--- BEGIN Stored data ---

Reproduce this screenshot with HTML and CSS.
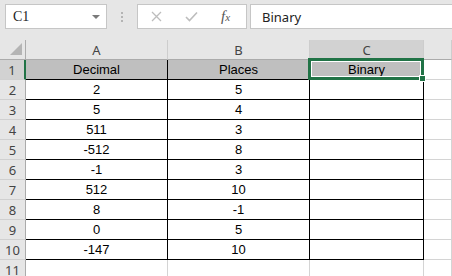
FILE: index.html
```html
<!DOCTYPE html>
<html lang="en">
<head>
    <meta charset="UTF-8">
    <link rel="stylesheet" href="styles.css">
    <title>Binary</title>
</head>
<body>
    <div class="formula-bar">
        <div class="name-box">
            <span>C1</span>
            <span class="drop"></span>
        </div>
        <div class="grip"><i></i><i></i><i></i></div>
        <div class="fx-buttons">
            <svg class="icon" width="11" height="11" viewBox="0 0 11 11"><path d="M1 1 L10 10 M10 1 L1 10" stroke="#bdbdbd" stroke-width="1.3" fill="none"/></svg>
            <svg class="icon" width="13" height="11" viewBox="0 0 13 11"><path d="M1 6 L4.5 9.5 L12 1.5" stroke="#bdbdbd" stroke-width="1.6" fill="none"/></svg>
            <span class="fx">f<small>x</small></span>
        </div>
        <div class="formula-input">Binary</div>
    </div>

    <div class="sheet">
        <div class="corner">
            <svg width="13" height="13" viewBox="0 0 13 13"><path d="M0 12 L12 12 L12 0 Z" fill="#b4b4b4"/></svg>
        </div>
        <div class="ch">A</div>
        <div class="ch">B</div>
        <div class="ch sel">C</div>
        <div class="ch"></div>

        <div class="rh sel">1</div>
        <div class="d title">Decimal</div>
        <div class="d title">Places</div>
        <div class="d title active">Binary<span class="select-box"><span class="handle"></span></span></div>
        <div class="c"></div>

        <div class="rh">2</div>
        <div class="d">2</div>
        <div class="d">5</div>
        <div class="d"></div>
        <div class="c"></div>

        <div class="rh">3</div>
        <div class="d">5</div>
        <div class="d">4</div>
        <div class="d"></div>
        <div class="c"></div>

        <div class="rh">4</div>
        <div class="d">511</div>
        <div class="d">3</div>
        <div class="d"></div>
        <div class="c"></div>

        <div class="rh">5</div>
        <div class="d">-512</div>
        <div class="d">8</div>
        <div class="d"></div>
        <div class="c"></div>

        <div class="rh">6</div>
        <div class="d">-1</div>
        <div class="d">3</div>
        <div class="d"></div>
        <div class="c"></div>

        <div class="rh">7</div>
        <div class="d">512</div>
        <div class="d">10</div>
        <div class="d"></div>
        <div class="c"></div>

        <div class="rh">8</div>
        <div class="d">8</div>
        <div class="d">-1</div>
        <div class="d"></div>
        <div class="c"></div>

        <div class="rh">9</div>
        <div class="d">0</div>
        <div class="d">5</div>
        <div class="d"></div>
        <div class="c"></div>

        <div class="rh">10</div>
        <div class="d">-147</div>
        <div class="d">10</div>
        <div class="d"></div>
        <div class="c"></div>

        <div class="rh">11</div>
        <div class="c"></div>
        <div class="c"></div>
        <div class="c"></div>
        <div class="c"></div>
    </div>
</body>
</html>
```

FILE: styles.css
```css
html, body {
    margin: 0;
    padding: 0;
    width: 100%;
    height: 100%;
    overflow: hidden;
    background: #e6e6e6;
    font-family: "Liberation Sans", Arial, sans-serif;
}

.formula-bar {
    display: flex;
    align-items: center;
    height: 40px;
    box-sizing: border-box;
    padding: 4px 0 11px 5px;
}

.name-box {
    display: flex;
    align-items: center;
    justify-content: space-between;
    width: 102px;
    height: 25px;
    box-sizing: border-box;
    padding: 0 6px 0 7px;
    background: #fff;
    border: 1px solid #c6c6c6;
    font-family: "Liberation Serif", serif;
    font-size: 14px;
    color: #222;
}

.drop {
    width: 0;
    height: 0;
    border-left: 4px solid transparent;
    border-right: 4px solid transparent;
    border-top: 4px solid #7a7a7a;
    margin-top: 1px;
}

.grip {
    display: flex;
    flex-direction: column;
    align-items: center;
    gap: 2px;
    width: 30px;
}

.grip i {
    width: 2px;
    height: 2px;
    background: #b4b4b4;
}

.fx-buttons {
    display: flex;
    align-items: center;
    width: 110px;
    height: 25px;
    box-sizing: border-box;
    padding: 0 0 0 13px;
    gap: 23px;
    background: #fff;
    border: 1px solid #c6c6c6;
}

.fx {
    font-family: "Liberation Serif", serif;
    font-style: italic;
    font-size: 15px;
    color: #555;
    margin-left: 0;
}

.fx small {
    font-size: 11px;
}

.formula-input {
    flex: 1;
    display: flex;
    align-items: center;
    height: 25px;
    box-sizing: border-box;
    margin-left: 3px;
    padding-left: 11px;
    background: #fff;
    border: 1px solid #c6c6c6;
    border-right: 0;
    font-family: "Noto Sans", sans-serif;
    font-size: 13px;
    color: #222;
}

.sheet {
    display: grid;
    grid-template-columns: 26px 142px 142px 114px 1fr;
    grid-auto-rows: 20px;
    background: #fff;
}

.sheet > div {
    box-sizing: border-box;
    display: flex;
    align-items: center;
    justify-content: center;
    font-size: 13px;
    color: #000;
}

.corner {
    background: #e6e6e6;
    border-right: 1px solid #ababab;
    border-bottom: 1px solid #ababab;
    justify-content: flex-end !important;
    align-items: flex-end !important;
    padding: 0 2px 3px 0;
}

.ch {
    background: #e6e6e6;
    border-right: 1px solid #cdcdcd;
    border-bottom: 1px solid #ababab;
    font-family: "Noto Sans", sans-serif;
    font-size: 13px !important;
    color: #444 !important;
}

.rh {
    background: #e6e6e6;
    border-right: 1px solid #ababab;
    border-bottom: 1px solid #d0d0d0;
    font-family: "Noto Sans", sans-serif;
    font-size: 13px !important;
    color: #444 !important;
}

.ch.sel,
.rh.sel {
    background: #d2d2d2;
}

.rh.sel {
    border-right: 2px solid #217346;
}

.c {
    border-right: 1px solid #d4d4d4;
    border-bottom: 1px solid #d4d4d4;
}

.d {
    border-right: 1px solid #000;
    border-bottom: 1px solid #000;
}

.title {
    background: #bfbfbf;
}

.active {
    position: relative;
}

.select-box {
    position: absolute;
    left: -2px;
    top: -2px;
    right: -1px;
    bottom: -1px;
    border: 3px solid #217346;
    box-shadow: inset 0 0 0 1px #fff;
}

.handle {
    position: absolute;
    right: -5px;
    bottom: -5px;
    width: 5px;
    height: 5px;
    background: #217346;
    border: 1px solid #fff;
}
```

--- END Stored data ---

[Problem to work on]
Extract all the data above exactly, excluding every picture.

[Final answer]
Reproduce this screenshot with HTML and CSS.
FILE: index.html
```html
<!DOCTYPE html>
<html lang="en">
<head>
    <meta charset="UTF-8">
    <link rel="stylesheet" href="styles.css">
    <title>Binary</title>
</head>
<body>
    <div class="formula-bar">
        <div class="name-box">
            <span>C1</span>
            <span class="drop"></span>
        </div>
        <div class="grip"><i></i><i></i><i></i></div>
        <div class="fx-buttons">
            <svg class="icon" width="11" height="11" viewBox="0 0 11 11"><path d="M1 1 L10 10 M10 1 L1 10" stroke="#bdbdbd" stroke-width="1.3" fill="none"/></svg>
            <svg class="icon" width="13" height="11" viewBox="0 0 13 11"><path d="M1 6 L4.5 9.5 L12 1.5" stroke="#bdbdbd" stroke-width="1.6" fill="none"/></svg>
            <span class="fx">f<small>x</small></span>
        </div>
        <div class="formula-input">Binary</div>
    </div>

    <div class="sheet">
        <div class="corner">
            <svg width="13" height="13" viewBox="0 0 13 13"><path d="M0 12 L12 12 L12 0 Z" fill="#b4b4b4"/></svg>
        </div>
        <div class="ch">A</div>
        <div class="ch">B</div>
        <div class="ch sel">C</div>
        <div class="ch"></div>

        <div class="rh sel">1</div>
        <div class="d title">Decimal</div>
        <div class="d title">Places</div>
        <div class="d title active">Binary<span class="select-box"><span class="handle"></span></span></div>
        <div class="c"></div>

        <div class="rh">2</div>
        <div class="d">2</div>
        <div class="d">5</div>
        <div class="d"></div>
        <div class="c"></div>

        <div class="rh">3</div>
        <div class="d">5</div>
        <div class="d">4</div>
        <div class="d"></div>
        <div class="c"></div>

        <div class="rh">4</div>
        <div class="d">511</div>
        <div class="d">3</div>
        <div class="d"></div>
        <div class="c"></div>

        <div class="rh">5</div>
        <div class="d">-512</div>
        <div class="d">8</div>
        <div class="d"></div>
        <div class="c"></div>

        <div class="rh">6</div>
        <div class="d">-1</div>
        <div class="d">3</div>
        <div class="d"></div>
        <div class="c"></div>

        <div class="rh">7</div>
        <div class="d">512</div>
        <div class="d">10</div>
        <div class="d"></div>
        <div class="c"></div>

        <div class="rh">8</div>
        <div class="d">8</div>
        <div class="d">-1</div>
        <div class="d"></div>
        <div class="c"></div>

        <div class="rh">9</div>
        <div class="d">0</div>
        <div class="d">5</div>
        <div class="d"></div>
        <div class="c"></div>

        <div class="rh">10</div>
        <div class="d">-147</div>
        <div class="d">10</div>
        <div class="d"></div>
        <div class="c"></div>

        <div class="rh">11</div>
        <div class="c"></div>
        <div class="c"></div>
        <div class="c"></div>
        <div class="c"></div>
    </div>
</body>
</html>
```

FILE: styles.css
```css
html, body {
    margin: 0;
    padding: 0;
    width: 100%;
    height: 100%;
    overflow: hidden;
    background: #e6e6e6;
    font-family: "Liberation Sans", Arial, sans-serif;
}

.formula-bar {
    display: flex;
    align-items: center;
    height: 40px;
    box-sizing: border-box;
    padding: 4px 0 11px 5px;
}

.name-box {
    display: flex;
    align-items: center;
    justify-content: space-between;
    width: 102px;
    height: 25px;
    box-sizing: border-box;
    padding: 0 6px 0 7px;
    background: #fff;
    border: 1px solid #c6c6c6;
    font-family: "Liberation Serif", serif;
    font-size: 14px;
    color: #222;
}

.drop {
    width: 0;
    height: 0;
    border-left: 4px solid transparent;
    border-right: 4px solid transparent;
    border-top: 4px solid #7a7a7a;
    margin-top: 1px;
}

.grip {
    display: flex;
    flex-direction: column;
    align-items: center;
    gap: 2px;
    width: 30px;
}

.grip i {
    width: 2px;
    height: 2px;
    background: #b4b4b4;
}

.fx-buttons {
    display: flex;
    align-items: center;
    width: 110px;
    height: 25px;
    box-sizing: border-box;
    padding: 0 0 0 13px;
    gap: 23px;
    background: #fff;
    border: 1px solid #c6c6c6;
}

.fx {
    font-family: "Liberation Serif", serif;
    font-style: italic;
    font-size: 15px;
    color: #555;
    margin-left: 0;
}

.fx small {
    font-size: 11px;
}

.formula-input {
    flex: 1;
    display: flex;
    align-items: center;
    height: 25px;
    box-sizing: border-box;
    margin-left: 3px;
    padding-left: 11px;
    background: #fff;
    border: 1px solid #c6c6c6;
    border-right: 0;
    font-family: "Noto Sans", sans-serif;
    font-size: 13px;
    color: #222;
}

.sheet {
    display: grid;
    grid-template-columns: 26px 142px 142px 114px 1fr;
    grid-auto-rows: 20px;
    background: #fff;
}

.sheet > div {
    box-sizing: border-box;
    display: flex;
    align-items: center;
    justify-content: center;
    font-size: 13px;
    color: #000;
}

.corner {
    background: #e6e6e6;
    border-right: 1px solid #ababab;
    border-bottom: 1px solid #ababab;
    justify-content: flex-end !important;
    align-items: flex-end !important;
    padding: 0 2px 3px 0;
}

.ch {
    background: #e6e6e6;
    border-right: 1px solid #cdcdcd;
    border-bottom: 1px solid #ababab;
    font-family: "Noto Sans", sans-serif;
    font-size: 13px !important;
    color: #444 !important;
}

.rh {
    background: #e6e6e6;
    border-right: 1px solid #ababab;
    border-bottom: 1px solid #d0d0d0;
    font-family: "Noto Sans", sans-serif;
    font-size: 13px !important;
    color: #444 !important;
}

.ch.sel,
.rh.sel {
    background: #d2d2d2;
}

.rh.sel {
    border-right: 2px solid #217346;
}

.c {
    border-right: 1px solid #d4d4d4;
    border-bottom: 1px solid #d4d4d4;
}

.d {
    border-right: 1px solid #000;
    border-bottom: 1px solid #000;
}

.title {
    background: #bfbfbf;
}

.active {
    position: relative;
}

.select-box {
    position: absolute;
    left: -2px;
    top: -2px;
    right: -1px;
    bottom: -1px;
    border: 3px solid #217346;
    box-shadow: inset 0 0 0 1px #fff;
}

.handle {
    position: absolute;
    right: -5px;
    bottom: -5px;
    width: 5px;
    height: 5px;
    background: #217346;
    border: 1px solid #fff;
}
```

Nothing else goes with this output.